• _REQUEST_: Count every line that has the word "React". Give the number, without anything more.

• _SUPPLIED INFORMATION_:

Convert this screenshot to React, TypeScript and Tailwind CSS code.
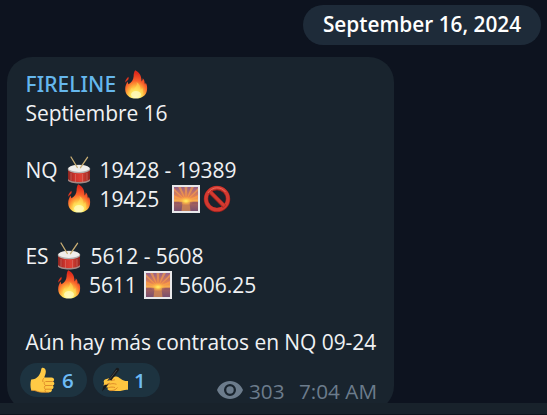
import React from 'react';

function Fire({ className = '' }: { className?: string }) {
  return (
    <svg viewBox="0 0 24 29" className={`h-[29px] w-6 shrink-0 ${className}`}>
      <defs>
        <radialGradient id="flame" cx="0.48" cy="0.94" r="0.85">
          <stop offset="0" stopColor="#fffed0" />
          <stop offset="0.25" stopColor="#fff06a" />
          <stop offset="0.45" stopColor="#ffb43c" />
          <stop offset="0.68" stopColor="#f9602a" />
          <stop offset="1" stopColor="#e02a1c" />
        </radialGradient>
      </defs>
      <path d="M11.2 .3C16 2.500 17.500 6.500 17.600 11.500C18.400 10.600 18.800 9.600 18.700 8.300C21 10.300 20.300 12.500 21 14.500C21.400 13.900 21.600 13.200 21.500 12.400C23 14.300 23.400 17.200 23 20C22.300 25.500 17.800 28.600 12 28.600C5.500 28.600 1.400 25 1.200 19.500C1 15.800 2.600 13.800 3.300 11.600L4.500 14.300C7.500 12.500 9.500 9.800 9.600 6.500C9.700 4 10 1.600 11.200 .3Z" fill="url(#flame)" />
      <path d="M2.800 8.500C3.200 7.400 4.200 7.200 4.300 6.700C5.100 8.300 4.500 9.600 3.400 10.500C2.500 11.200 1.900 12 1.500 12.800C1 11 1.800 9.700 2.800 8.500Z" fill="#dc3420" />
      <path d="M12.500 12C14 16 10 18 9.800 20.500C8.500 19.500 8.300 18.500 8.300 17.500C5.500 20 4.800 23.500 7.500 26C10 28.500 16 28 18 25.500C20.200 22.600 18.600 19.500 18.300 17.800L16.500 20.200C16.700 16.500 15.500 14 12.500 12Z" fill="#ffe15a" fillOpacity=".48" />
      <ellipse cx="12" cy="24.500" rx="5" ry="3.500" fill="#fffdd0" fillOpacity=".65" />
    </svg>
  );
}

function Drum({ className = '' }: { className?: string }) {
  return (
    <svg viewBox="0 0 24 29" className={`h-[29px] w-6 shrink-0 ${className}`}>
      <defs>
        <linearGradient id="drum">
          <stop offset="0" stopColor="#8d2621" />
          <stop offset=".3" stopColor="#cd332b" />
          <stop offset=".6" stopColor="#df4135" />
          <stop offset="1" stopColor="#92251f" />
        </linearGradient>
      </defs>
      <path d="M1 13.500V24C3 28 21 28 23 24V13.500Z" fill="url(#drum)" />
      <path d="M1 23V24.500C3 28.500 21 28.500 23 24.500V23C20 27 4 27 1 23Z" fill="#a58a86" />
      <path d="M4 17V24.500M8.500 18V26M15.500 18V26M20 17V24.500" stroke="#dc8278" strokeWidth=".5" />
      <ellipse cx="12" cy="13" rx="11.300" ry="4.300" fill="#b4b0af" />
      <ellipse cx="12" cy="12.400" rx="10.500" ry="3.500" fill="#f0eeeb" />
      <path d="M4 1L10.300 11.500M20.500 1.300L13.500 11.700" stroke="#c9ae74" strokeWidth="1.300" strokeLinecap="round" />
    </svg>
  );
}

function Sunrise({ className = '' }: { className?: string }) {
  return (
    <svg viewBox="0 0 28 28" className={`size-7 shrink-0 ${className}`}>
      <defs>
        <linearGradient id="sky" x2="0" y2="1">
          <stop offset="0" stopColor="#95608a" />
          <stop offset=".4" stopColor="#e48251" />
          <stop offset=".58" stopColor="#f9b04d" />
          <stop offset=".64" stopColor="#a9635c" />
          <stop offset="1" stopColor="#79506f" />
        </linearGradient>
        <radialGradient id="sun">
          <stop offset="0" stopColor="#fff06a" />
          <stop offset=".3" stopColor="#ffd04e" />
          <stop offset="1" stopColor="#ff9c40" stopOpacity="0" />
        </radialGradient>
      </defs>
      <path d="M0 0H28V28H0Z" fill="#e8e8ea" />
      <path d="M2 2H26V26H2Z" fill="url(#sky)" />
      <path d="M14 16L2 3V6ZM14 16L6 2H9ZM14 16L12.500 2H15.500ZM14 16L19 2H22ZM14 16L26 3V6ZM14 16L2 10V12.500ZM14 16L26 10V12.500Z" fill="#ffa343" fillOpacity=".6" />
      <path d="M10.500 18H17.500L18.500 26H9.500Z" fill="#dd904e" fillOpacity=".7" />
      <ellipse cx="14" cy="16" rx="8" ry="4.500" fill="url(#sun)" />
      <path d="M2 18H10M18 18H26" stroke="#885066" strokeWidth=".8" />
    </svg>
  );
}

function Prohibited({ className = '' }: { className?: string }) {
  return (
    <svg viewBox="0 0 28 28" className={`size-7 shrink-0 ${className}`}>
      <circle cx="14" cy="14" r="11" fill="none" stroke="#9d211d" strokeWidth="4.500" />
      <circle cx="14" cy="13.700" r="11" fill="none" stroke="#d33a31" strokeWidth="3.300" />
      <path d="M6.500 6.200L21.500 21.500" stroke="#a9251f" strokeWidth="4.200" />
      <path d="M6.500 6L21.500 21" stroke="#d43a30" strokeWidth="3" />
      <path d="M5 8C9 1.500 18 1 22.500 7" fill="none" stroke="#eb6e60" strokeWidth=".9" />
    </svg>
  );
}

function Thumb() {
  return (
    <svg viewBox="0 0 25 26" className="h-[26px] w-[25px] shrink-0">
      <path d="M1.200 12.500C4 12.500 6.500 11.500 8.500 9C10.300 6.700 10.700 5 11.300 2C11.700-.3 15.500.5 15.800 4C16 6.700 14.800 8.700 14.300 10.500H21.500C24.500 10.500 24.900 13.800 22.800 14.500C25 15.200 24.700 18.200 22.700 18.500C24.300 19.500 23.500 22 21.700 22.200C22.500 24 21 25.200 19 25.200H12C7.500 25.200 6 23 1.200 23.300C.2 20 .2 15.500 1.200 12.500Z" fill="#ffca45" />
      <path d="M14.300 10.700C12.800 12 12.400 13.500 13 15M22.800 14.500H16M22.500 18.500H15.800M21.700 22.200H15.500M15.500 14.500C13.500 15 14 18 15.800 18.500C13.800 19 14 21.800 15.500 22.200C14.600 23.500 15 24.500 16 25" fill="none" stroke="#db8427" strokeWidth=".9" />
      <path d="M1.200 23.300C6 23 7.500 25.200 12 25.200H19" stroke="#e8952d" strokeWidth=".8" fill="none" />
    </svg>
  );
}

function WritingHand() {
  return (
    <svg viewBox="0 0 28 26" className="h-[26px] w-7 shrink-0">
      <path d="M3.500 16.200C2 15.200 2.500 13.200 4.500 12.300L13.500 9.800C16 9 17.500 10 18.500 11L21.500 13C23.500 14 25 14 27 14V22.700C23 22.200 20.500 24.500 15 24L8.500 23.500C6.300 23 5.800 21.500 7.300 20.700L4.300 20C2.300 19 2.200 17.500 3.500 16.200Z" fill="#ffc640" />
      <path d="M8.500 17.300C11 16.300 13 16.500 15.500 17.300M7.300 20.700C10 19.800 12 20 14 20.500M8.500 23.500C11 24 15 23 16.500 20.500M10 13.500L14 12.800" fill="none" stroke="#dc8727" strokeWidth=".9" />
      <path d="M1 24.500L2.300 19.700L14.800 1.700C16 -.1 18.800 1.200 18 3.300L5 20.500Z" fill="#191a1c" />
      <path d="M6 15.500L15.800 3" stroke="#53565a" strokeWidth=".7" />
      <path d="M4 14.700L8.500 13.300C11 13 11 15.300 9 16L5 17.700C3 18.200 2.300 15.500 4 14.700Z" fill="#ffc640" />
      <path d="M5 17.700L9 16" stroke="#dc8727" strokeWidth=".8" />
    </svg>
  );
}

function Eye() {
  return (
    <svg viewBox="0 0 26 18" className="h-[18px] w-[26px] shrink-0">
      <path fillRule="evenodd" d="M13 0C19 0 23.700 3.500 26 9C23.700 14.500 19 18 13 18S2.300 14.500 0 9C2.300 3.500 7 0 13 0ZM13 3A6 6 0 1 0 13 15A6 6 0 1 0 13 3ZM13 5.300A3.700 3.700 0 1 1 13 12.700A3.700 3.700 0 1 1 13 5.300Z" fill="#6c7c8c" />
    </svg>
  );
}

const row = 'flex h-[28.65px] items-center whitespace-pre';

export default function App() {
  return (
    <main className="flex h-[415px] w-[547px] flex-col overflow-hidden bg-[#0d131f] font-['Open_Sans','Noto_Sans',sans-serif] text-[21px] leading-[28px] text-[#f0f2f4]">
      <div className="flex h-[403px] shrink-0 flex-col overflow-hidden">
        <header className="mt-[5px] mr-[6px] flex h-10 w-[238px] shrink-0 items-center justify-center self-end rounded-full bg-[#1e2b39] pb-[2px] text-[20.8px] font-semibold text-white">
          <time>September 16, 2024</time>
        </header>
        <article className="mt-3 ml-[7px] flex h-[354px] w-[387px] shrink-0 flex-col rounded-[25px] bg-[#19242e] pt-[13px]">
          <div className="ml-[18.5px] flex flex-col tracking-[-0.07px]">
            <div className={row}>
              <span className="w-[98.5px] font-['Noto_Sans','Open_Sans',sans-serif] pb-px text-[21px] font-medium tracking-[0.08px] text-[#65b7ed]">FIRELINE</span>
              <Fire />
            </div>
            <div className={row}>Septiembre 16</div>
            <div className={row} />
            <div className={row}>
              <span className="w-[41px]">NQ</span>
              <Drum />
              <span className="ml-[9px]">19428 - 19389</span>
            </div>
            <div className={row}>
              <Fire className="ml-[41px]" />
              <span className="ml-[9px] w-[72.5px]">19425</span>
              <Sunrise />
              <Prohibited className="ml-[3px]" />
            </div>
            <div className={row} />
            <div className={row}>
              <span className="w-[31px]">ES</span>
              <Drum />
              <span className="ml-[10px]">5612 - 5608</span>
            </div>
            <div className={row}>
              <Fire className="ml-[31px]" />
              <span className="ml-[8.5px] w-[55px]">5611</span>
              <Sunrise />
              <span className="ml-[7px]">5606.25</span>
            </div>
            <div className={row} />
            <div className={row}>Aún hay más contratos en NQ 09-24</div>
          </div>
          <footer className="ml-[13px] mt-[7px] flex h-[34px] items-center text-[20.5px]">
            <button className="flex h-[34px] w-[67px] items-center rounded-full bg-[#1d3340] pl-[10px] font-semibold text-[#6dbbf5]">
              <Thumb />
              <span className="ml-[7px]">6</span>
            </button>
            <button className="ml-[6px] flex h-[34px] w-[67px] items-center rounded-full bg-[#1d3340] pl-2 font-semibold text-[#6dbbf5]">
              <WritingHand />
              <span className="ml-[5px]">1</span>
            </button>
            <div className="ml-[57px] flex items-center pt-[19px] text-[20.7px] leading-[20px] text-[#6c7c8c]">
              <Eye />
              <span className="ml-[6px] w-[50px] pt-[2px]">303</span>
              <time className="whitespace-nowrap pt-[2px]">7:04 AM</time>
            </div>
          </footer>
        </article>
      </div>
      <div className="h-3 shrink-0 border-b border-[#0d131c] bg-[#18222b]" />
    </main>
  );
}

• _TASK SOLUTION_: 2